Hey, While P.G. is away, let talk about 1 subject that I know
folks here have an opinion on. Fusion. Should we continue to
fund the present theorical designs. As most of you well know the
National Ignition Facility layed an egg. Simulations don’t match reality
so the models on laser fusion are wrong (very close to being NOT even wrong) . That leaves ITER, a Tokamak design . Alot of bright people have posited that tokamak designs cannot sustain fusion. That they are another dead end (these bright people have left the Tokamak business)
There are other designs, but those 2 above captured 98% of all fusion research grant money. I am sure you have heard of various conspiracy
theories. But none of that is needed. The 2 fusion approaches that are
well funded are there because they have academic & political support.
But with the failure of NIF, alot eyes have opened, and the final construction date for ITER is being pushed back. Somewhere around 2050 maybe a commercial reactor may come out of it. I know that it had been hoped here Centauri Dreams, that fusion would drive advanced propulsion systems. Considering the size of ITER, even if works modestly it will not be something that can be ported on a spaceship.
Maybe we need a 5 billion dollar Fusion X prize.
Enjoy your holiday, Paul. Once again, many thanks for your superb blog.
Have a great vacation, Paul. You have earned it. Thanks and we look forward to your rested return.

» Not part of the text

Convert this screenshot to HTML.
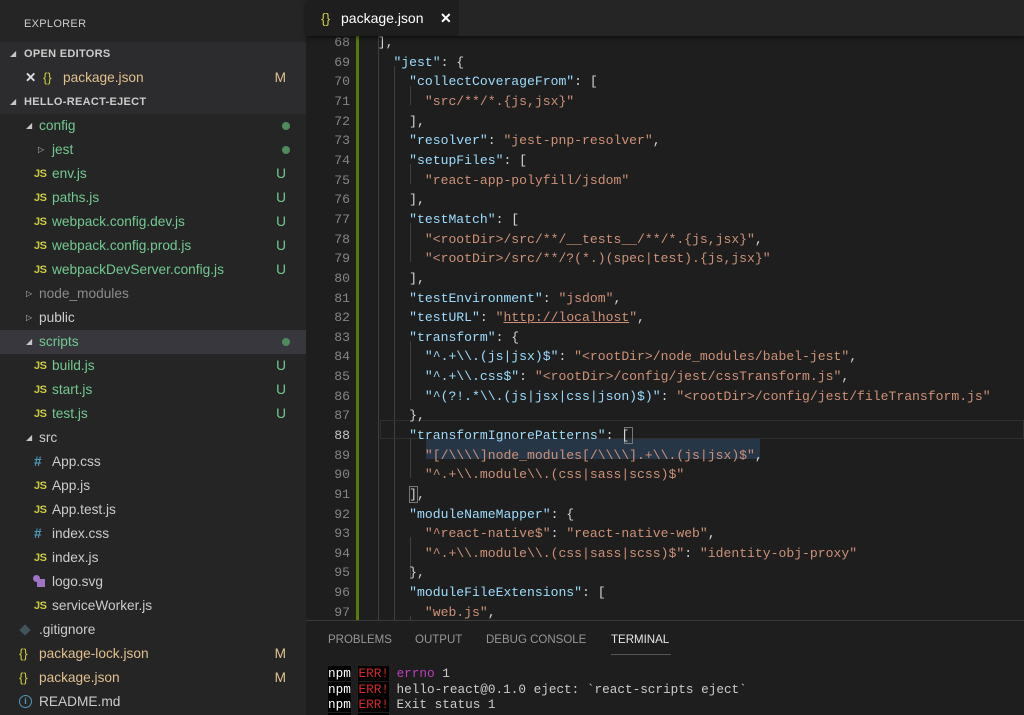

Enjoy your well-deserved holidays Paul. And the greatest journeys are the journeys of the mind.
BTW, I am pretty sure you will rush back to work the moment that a terrestrial planet is discovered in the HZ of Alpha Centauri B, so I sincerely hope that won’t happen before the 25th :-)
Thank you for all you do running such a mind-enriching website. Have a great vacation!
Have a happy holiday CD.
Thanks for your brilliant posts Paul; they are much admired and appreciated this side of the pond. Enjoy a rest and sunshine.

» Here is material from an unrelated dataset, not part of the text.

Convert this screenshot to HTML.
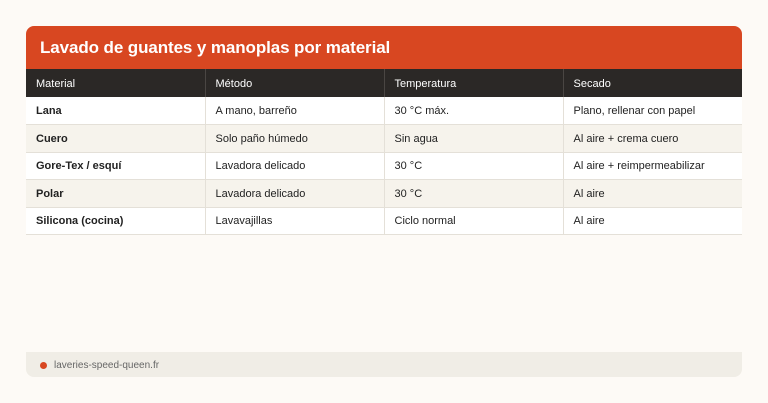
<!DOCTYPE html>
<html><head><meta charset="utf-8"><style>
*{margin:0;padding:0;box-sizing:border-box}
body{width:768px;height:403px;background:#fdfaf6;font-family:"Liberation Sans",sans-serif;position:relative;overflow:hidden}
.title{position:absolute;left:26px;top:26px;width:716px;height:43px;background:#d84721;border-radius:8px 8px 0 0;color:#fff;font-weight:bold;font-size:17px;padding:12px 0 0 14px;letter-spacing:-0.1px}
table{position:absolute;left:26px;top:69px;width:716px;border-collapse:collapse;font-size:11px;color:#222}
td,th{width:179px;text-align:left;padding:1px 10px 0;height:27.5px;border-right:1px solid #e4e0d8;border-bottom:1px solid #e4e0d8}
th{background:#2b2826;color:#fff;font-weight:normal;height:28px;border-right:1px solid #4a4643;border-bottom:none}
td:last-child,th:last-child{border-right:none}
tr:nth-child(odd) td{background:#f6f3ec}
tr:nth-child(even) td{background:#fff}
td:first-child{font-weight:bold}
.foot{position:absolute;left:26px;top:352px;width:716px;height:25px;background:#f0ede6;border-radius:0 0 8px 8px;font-size:10px;color:#666;padding:8px 0 0 28px}
.foot:before{content:"";position:absolute;left:14px;top:10px;width:7px;height:7px;border-radius:50%;background:#d84721}
</style></head><body>
<div class="title">Lavado de guantes y manoplas por material</div>
<table>
<tr><th>Material</th><th>Método</th><th>Temperatura</th><th>Secado</th></tr>
<tr><td>Lana</td><td>A mano, barreño</td><td>30 °C máx.</td><td>Plano, rellenar con papel</td></tr>
<tr><td>Cuero</td><td>Solo paño húmedo</td><td>Sin agua</td><td>Al aire + crema cuero</td></tr>
<tr><td>Gore-Tex / esquí</td><td>Lavadora delicado</td><td>30 °C</td><td>Al aire + reimpermeabilizar</td></tr>
<tr><td>Polar</td><td>Lavadora delicado</td><td>30 °C</td><td>Al aire</td></tr>
<tr><td>Silicona (cocina)</td><td>Lavavajillas</td><td>Ciclo normal</td><td>Al aire</td></tr>
</table>
<div class="foot">laveries-speed-queen.fr</div>
</body></html>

Have a Happy Lazy Days of Summer, Paul… and everyone.
Major thanks to all for the kind words. And Ronald is right — a planet in the habitable zone around Centauri B would definitely get me back sooner rather than later!
Oh god my most favorite book by the Best Author in the World of my 12-year old self. Dandelion’s Wine is the closest thing to expressing the soul of an earth boy as anything this side of Saturday morning or a first day of summer. It’s less a book than it is a prayer in the form of literary fiction. Without this book I would have to take a few pages of Douglas Adams, a thick pinch of Hermann Melville, a smattering of Kurt Vonnegut, a smear of C.S. Lewis and sandwich it all between much Jules Verne on the oneside and Edgar Rice Burroughs on the otherside. (And garnish with maybe just a spear of H.G. Wells, for good times sake.)
Yes. May your time away have at least one moment as dearly good as many of those that are gingerly nested throughout Dandelion Wine, PG.